::: STORED DATA :::
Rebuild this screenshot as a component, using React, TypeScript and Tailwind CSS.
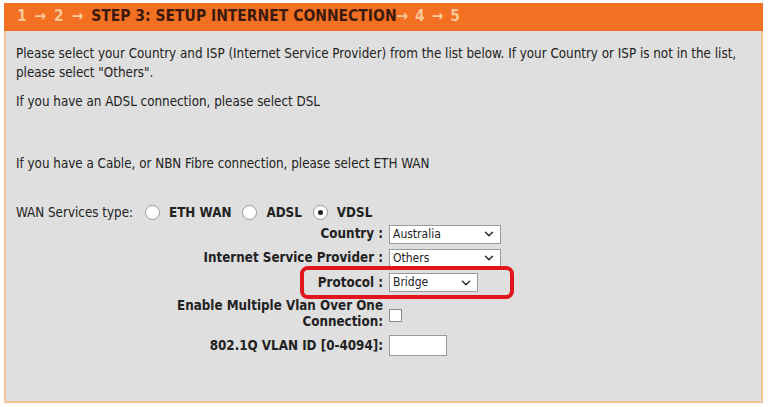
import { ChevronDown } from "lucide-react";

const font = { fontFamily: '"DejaVu Sans Condensed", "DejaVu Sans", sans-serif' };

function Select({ value, width }: { value: string; width: string }) {
  return (
    <div
      className={`${width} h-[19px] bg-white border border-[#9a9a9a] flex items-center justify-between pl-[3px] pr-[4px] text-[12px] font-normal text-[#222]`}
    >
      <span>{value}</span>
      <ChevronDown className="w-[14px] h-[14px] text-[#333]" strokeWidth={2.75} />
    </div>
  );
}

function Radio({ checked }: { checked?: boolean }) {
  return (
    <span className="w-[15px] h-[15px] rounded-full border border-[#999] bg-white flex items-center justify-center">
      {checked && <span className="w-[5px] h-[5px] rounded-full bg-[#222]" />}
    </span>
  );
}

export default function App() {
  return (
    <div className="w-[768px] h-[407px] bg-white pt-[3px] pl-[4px] overflow-hidden" style={font}>
      <div className="w-[759px]">
        {/* Step header */}
        <div className="h-[28px] bg-[#f36f21] flex items-center pl-[13px] text-[15.5px] font-bold whitespace-pre">
          <span className="text-[#fbc89a] [word-spacing:3px]">1 → 2 → </span>
          <span className="text-[#3b1a0c]">STEP 3: SETUP INTERNET CONNECTION</span>
          <span className="text-[#fbc89a] [word-spacing:2px]">→ 4 → 5</span>
        </div>

        {/* Body */}
        <div className="h-[372px] bg-[#dfdfdf] border-2 border-t-0 border-[#f3c496] pl-[10px] pt-[13px] text-[13.3px] text-[#222] leading-[19px]">
          <p className="whitespace-nowrap">
            Please select your Country and ISP (Internet Service Provider) from the list below. If your Country or ISP is not in the list,
            <br />
            please select "Others".
          </p>
          <p className="mt-[10px]">If you have an ADSL connection, please select DSL</p>
          <p className="mt-[43px]">If you have a Cable, or NBN Fibre connection, please select ETH WAN</p>

          <div className="mt-[30px] flex items-center h-[19px]">
            <span className="mr-[12px]">WAN Services type:</span>
            <Radio />
            <span className="font-bold ml-[9px] mr-[11px]">ETH WAN</span>
            <Radio />
            <span className="font-bold ml-[9px] mr-[11px]">ADSL</span>
            <Radio checked />
            <span className="font-bold ml-[9px]">VDSL</span>
          </div>

          <div className="relative grid grid-cols-[367px_auto] gap-x-[6px] items-center font-bold">
            <span className="text-right h-[24px] leading-[24px]">Country :</span>
            <div className="h-[24px] flex items-center">
              <Select value="Australia" width="w-[112px]" />
            </div>
            <span className="text-right h-[24px] leading-[24px]">Internet Service Provider :</span>
            <div className="h-[24px] flex items-center">
              <Select value="Others" width="w-[112px]" />
            </div>
            <span className="text-right h-[25px] leading-[25px]">Protocol :</span>
            <div className="h-[25px] flex items-center">
              <Select value="Bridge" width="w-[89px]" />
            </div>
            <span className="text-right leading-[16px] pt-[3px]">
              Enable Multiple Vlan Over One
              <br />
              Connection:
            </span>
            <div className="flex items-center pt-[6px]">
              <span className="w-[13px] h-[13px] bg-white border border-[#8a8a8a]" />
            </div>
            <span className="text-right h-[31px] leading-[31px]">802.1Q VLAN ID [0-4094]:</span>
            <div className="h-[31px] flex items-center">
              <span className="w-[58px] h-[21px] bg-white border border-[#9a9a9a]" />
            </div>

            {/* highlight around Protocol */}
            <div className="absolute left-[284px] top-[44px] w-[214px] h-[33px] rounded-[8px] border-[4px] border-[#e3151c] pointer-events-none" />
          </div>
        </div>
      </div>
    </div>
  );
}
:::
▶ _OBJECTIVE_
Return each line exactly as written. Any picture gets left out.

▶ _OUTPUT OF THE TASK_
Rebuild this screenshot as a component, using React, TypeScript and Tailwind CSS.
import { ChevronDown } from "lucide-react";

const font = { fontFamily: '"DejaVu Sans Condensed", "DejaVu Sans", sans-serif' };

function Select({ value, width }: { value: string; width: string }) {
  return (
    <div
      className={`${width} h-[19px] bg-white border border-[#9a9a9a] flex items-center justify-between pl-[3px] pr-[4px] text-[12px] font-normal text-[#222]`}
    >
      <span>{value}</span>
      <ChevronDown className="w-[14px] h-[14px] text-[#333]" strokeWidth={2.75} />
    </div>
  );
}

function Radio({ checked }: { checked?: boolean }) {
  return (
    <span className="w-[15px] h-[15px] rounded-full border border-[#999] bg-white flex items-center justify-center">
      {checked && <span className="w-[5px] h-[5px] rounded-full bg-[#222]" />}
    </span>
  );
}

export default function App() {
  return (
    <div className="w-[768px] h-[407px] bg-white pt-[3px] pl-[4px] overflow-hidden" style={font}>
      <div className="w-[759px]">
        {/* Step header */}
        <div className="h-[28px] bg-[#f36f21] flex items-center pl-[13px] text-[15.5px] font-bold whitespace-pre">
          <span className="text-[#fbc89a] [word-spacing:3px]">1 → 2 → </span>
          <span className="text-[#3b1a0c]">STEP 3: SETUP INTERNET CONNECTION</span>
          <span className="text-[#fbc89a] [word-spacing:2px]">→ 4 → 5</span>
        </div>

        {/* Body */}
        <div className="h-[372px] bg-[#dfdfdf] border-2 border-t-0 border-[#f3c496] pl-[10px] pt-[13px] text-[13.3px] text-[#222] leading-[19px]">
          <p className="whitespace-nowrap">
            Please select your Country and ISP (Internet Service Provider) from the list below. If your Country or ISP is not in the list,
            <br />
            please select "Others".
          </p>
          <p className="mt-[10px]">If you have an ADSL connection, please select DSL</p>
          <p className="mt-[43px]">If you have a Cable, or NBN Fibre connection, please select ETH WAN</p>

          <div className="mt-[30px] flex items-center h-[19px]">
            <span className="mr-[12px]">WAN Services type:</span>
            <Radio />
            <span className="font-bold ml-[9px] mr-[11px]">ETH WAN</span>
            <Radio />
            <span className="font-bold ml-[9px] mr-[11px]">ADSL</span>
            <Radio checked />
            <span className="font-bold ml-[9px]">VDSL</span>
          </div>

          <div className="relative grid grid-cols-[367px_auto] gap-x-[6px] items-center font-bold">
            <span className="text-right h-[24px] leading-[24px]">Country :</span>
            <div className="h-[24px] flex items-center">
              <Select value="Australia" width="w-[112px]" />
            </div>
            <span className="text-right h-[24px] leading-[24px]">Internet Service Provider :</span>
            <div className="h-[24px] flex items-center">
              <Select value="Others" width="w-[112px]" />
            </div>
            <span className="text-right h-[25px] leading-[25px]">Protocol :</span>
            <div className="h-[25px] flex items-center">
              <Select value="Bridge" width="w-[89px]" />
            </div>
            <span className="text-right leading-[16px] pt-[3px]">
              Enable Multiple Vlan Over One
              <br />
              Connection:
            </span>
            <div className="flex items-center pt-[6px]">
              <span className="w-[13px] h-[13px] bg-white border border-[#8a8a8a]" />
            </div>
            <span className="text-right h-[31px] leading-[31px]">802.1Q VLAN ID [0-4094]:</span>
            <div className="h-[31px] flex items-center">
              <span className="w-[58px] h-[21px] bg-white border border-[#9a9a9a]" />
            </div>

            {/* highlight around Protocol */}
            <div className="absolute left-[284px] top-[44px] w-[214px] h-[33px] rounded-[8px] border-[4px] border-[#e3151c] pointer-events-none" />
          </div>
        </div>
      </div>
    </div>
  );
}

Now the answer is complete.